Starting from the top of the material, restate each line exactly until the line that contains "string; children?: string[];", which is also copied. Pictures are excluded.

---------- DATA BLOCK

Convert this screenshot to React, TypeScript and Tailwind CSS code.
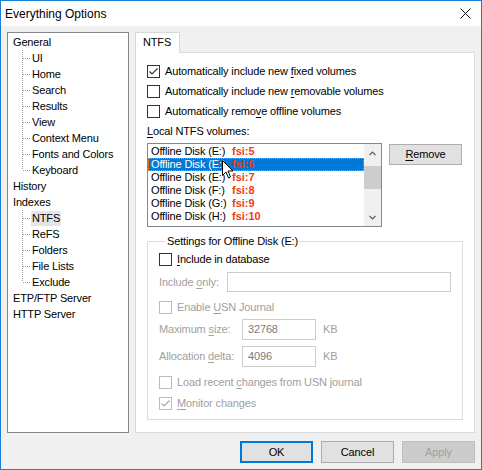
import type { ReactNode } from "react";

const font = { fontFamily: '"Liberation Sans", Arial, sans-serif' };

type TreeNode = { label: string; children?: string[]; selected?: string };

const tree: TreeNode[] = [
  { label: "General", children: ["UI", "Home", "Search", "Results", "View", "Context Menu", "Fonts and Colors", "Keyboard"] },
  { label: "History" },
  { label: "Indexes", children: ["NTFS", "ReFS", "Folders", "File Lists", "Exclude"], selected: "NTFS" },
  { label: "ETP/FTP Server" },
  { label: "HTTP Server" },
];

const volumes = [
  { name: "Offline Disk (E:)", fsi: "fsi:5" },
  { name: "Offline Disk (E:)", fsi: "fsi:6" },
  { name: "Offline Disk (E:)", fsi: "fsi:7" },
  { name: "Offline Disk (F:)", fsi: "fsi:8" },
  { name: "Offline Disk (G:)", fsi: "fsi:9" },
  { name: "Offline Disk (H:)", fsi: "fsi:10" },
];

function Connector({ last }: { last: boolean }) {
  return (
    <svg width="9" height="16" className="shrink-0">
      <line x1="0.5" y1="0" x2="0.5" y2={last ? 8 : 16} stroke="#a0a0a0" strokeDasharray="1 1" />
      <line x1="1" y1="8.5" x2="9" y2="8.5" stroke="#a0a0a0" strokeDasharray="1 1" />
    </svg>
  );
}

function Checkbox({ checked, disabled }: { checked?: boolean; disabled?: boolean }) {
  const c = disabled ? "#bcbcbc" : "#333333";
  return (
    <svg width="13" height="13" className="shrink-0">
      <rect x="0.5" y="0.5" width="12" height="12" fill="#fff" stroke={c} />
      {checked && <polyline points="2.5,6.5 5,9 10.5,3.5" fill="none" stroke={disabled ? "#a8a8a8" : "#333"} strokeWidth="1.2" />}
    </svg>
  );
}

function CheckRow({ children, checked, disabled, className = "" }: { children: ReactNode; checked?: boolean; disabled?: boolean; className?: string }) {
  return (
    <div className={`flex items-center h-[20px] ${className}`}>
      <Checkbox checked={checked} disabled={disabled} />
      <span className={`ml-[5px] ${disabled ? "text-[#a0a0a0]" : ""}`}>{children}</span>
    </div>
  );
}

const U = ({ children }: { children: ReactNode }) => <u className="underline-offset-[2px]">{children}</u>;

function Chevron({ up }: { up?: boolean }) {
  return (
    <svg width="7" height="5">
      <polyline points={up ? "0.5,4 3.5,1 6.5,4" : "0.5,1 3.5,4 6.5,1"} fill="none" stroke="#606060" strokeWidth="1.2" />
    </svg>
  );
}

function Cursor() {
  return (
    <svg width="12" height="19" viewBox="0 0 12 19" className="absolute left-[74px] top-[16px]">
      <path d="M0.5 0.5 L0.5 15.5 L4 12 L6.5 18 L8.5 17 L6 11 L11 11 Z" fill="#fff" stroke="#000" strokeLinejoin="miter" />
    </svg>
  );
}

function Field({ value, className }: { value?: string; className: string }) {
  return (
    <div className={`h-full border border-[#cccccc] bg-white pl-[5px] flex items-center text-[#7a7a7a] ${className}`}>{value}</div>
  );
}

export default function App() {
  return (
    <div style={font} className="w-[482px] h-[470px] border border-[#1a7fd4] flex flex-col text-[11px] tracking-[-0.15px] text-black select-none">
      {/* title bar */}
      <div className="h-[25px] bg-white flex items-center pl-[4px] pr-[10px] shrink-0">
        <span className="text-[12px] tracking-normal">Everything Options</span>
        <svg width="11" height="11" className="ml-auto">
          <path d="M0.5 0.5 L10.5 10.5 M10.5 0.5 L0.5 10.5" stroke="#111" strokeWidth="1" />
        </svg>
      </div>

      <div className="flex-1 bg-[#f0f0f0] pt-[6px] px-[6px] flex flex-col">
        <div className="flex gap-[6px] h-[401px]">
          {/* options tree */}
          <div className="w-[122px] border border-[#828790] bg-white pt-[1px]">
            {tree.map((node) => (
              <div key={node.label}>
                <div className="h-[16px] leading-[16px] pl-[5px]">{node.label}</div>
                {node.children?.map((child, i) => (
                  <div key={child} className="h-[16px] flex items-center pl-[14px]">
                    <Connector last={i === node.children!.length - 1} />
                    <span className={`px-[1px] leading-[15px] ${node.selected === child ? "bg-[#e5e5e5]" : ""}`}>{child}</span>
                  </div>
                ))}
              </div>
            ))}
          </div>

          {/* tab control */}
          <div className="flex-1 flex flex-col">
            <div className="h-[20px] flex">
              <div className="relative z-10 w-[45px] h-[21px] bg-white border border-b-0 border-[#d9d9d9] pl-[7px] leading-[19px]">NTFS</div>
            </div>
            <div className="flex-1 bg-white border border-[#d9d9d9] pl-[11px] pt-[8px]">
              <CheckRow checked>
                Automatically include new <U>f</U>ixed volumes
              </CheckRow>
              <CheckRow>
                Automatically include new <U>r</U>emovable volumes
              </CheckRow>
              <CheckRow>
                Automatically remo<U>v</U>e offline volumes
              </CheckRow>
              <div className="h-[20px] flex items-center">
                <span><U>L</U>ocal NTFS volumes:</span>
              </div>

              <div className="flex items-start mt-[2px]">
                <div className="relative w-[235px] h-[84px] border border-[#828790] flex">
                  <div className="flex-1 pt-[1px]">
                    {volumes.map((v, i) => {
                      const sel = i === 1;
                      return (
                        <div
                          key={v.fsi}
                          className={`h-[13px] flex items-center pl-[2px] border ${sel ? "bg-[#0078d7] text-white border-dotted border-[#ff8728]" : "border-transparent"}`}
                        >
                          <span className="w-[81px]">{v.name}</span>
                          <span className="font-bold text-[#f23c0f] tracking-normal">{v.fsi}</span>
                        </div>
                      );
                    })}
                  </div>
                  <div className="w-[17px] bg-[#f0f0f0] flex flex-col">
                    <div className="h-[17px] flex items-center justify-center pt-[2px]">
                      <Chevron up />
                    </div>
                    <div className="flex-1 pt-[5px]">
                      <div className="h-[23px] bg-[#cdcdcd] mx-[0px]" />
                    </div>
                    <div className="h-[17px] flex items-center justify-center">
                      <Chevron />
                    </div>
                  </div>
                  <Cursor />
                </div>
                <button className="ml-[7px] mt-[1px] w-[73px] h-[21px] bg-[#e1e1e1] border border-[#adadad]">
                  <U>R</U>emove
                </button>
              </div>

              {/* per-volume settings */}
              <fieldset className="mt-[7px] w-[316px] border border-[#dcdcdc] pl-[11px] pb-[6px]">
                <legend className="ml-[7px] px-[1px] leading-[14px]">Settings for Offline Disk (E:)</legend>
                <CheckRow className="mt-[1px]">
                  <U>I</U>nclude in database
                </CheckRow>
                <div className="mt-[3px] h-[20px] flex items-center text-[#a0a0a0]">
                  <span className="w-[68px]">
                    Include <U>o</U>nly:
                  </span>
                  <Field className="w-[224px]" />
                </div>
                <CheckRow disabled className="mt-[5px]">
                  Enable <U>U</U>SN Journal
                </CheckRow>
                <div className="mt-[2px] h-[21px] flex items-center text-[#a0a0a0]">
                  <span className="w-[83px]">
                    Maximum <U>s</U>ize:
                  </span>
                  <Field value="32768" className="w-[74px]" />
                  <span className="ml-[7px]">KB</span>
                </div>
                <div className="mt-[6px] h-[21px] flex items-center text-[#a0a0a0]">
                  <span className="w-[83px]">
                    Allocation <U>d</U>elta:
                  </span>
                  <Field value="4096" className="w-[74px]" />
                  <span className="ml-[7px]">KB</span>
                </div>
                <CheckRow disabled className="mt-[5px]">
                  Load recent <U>c</U>hanges from USN journal
                </CheckRow>
                <CheckRow disabled checked className="mt-[1px]">
                  <U>M</U>onitor changes
                </CheckRow>
              </fieldset>
            </div>
          </div>
        </div>

        {/* dialog buttons */}
        <div className="mt-[8px] flex justify-end gap-[8px]">
          <button className="w-[73px] h-[22px] bg-[#e1e1e1] border-2 border-[#0078d7]">OK</button>
          <button className="w-[73px] h-[22px] bg-[#e1e1e1] border border-[#adadad]">Cancel</button>
          <button className="w-[73px] h-[22px] bg-[#cccccc] border border-[#bfbfbf] text-[#a0a0a0]">Apply</button>
        </div>
      </div>
    </div>
  );
}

--------------------

* [FULL SOLUTION]:
Convert this screenshot to React, TypeScript and Tailwind CSS code.
import type { ReactNode } from "react";

const font = { fontFamily: '"Liberation Sans", Arial, sans-serif' };

type TreeNode = { label: string; children?: string[]; selected?: string };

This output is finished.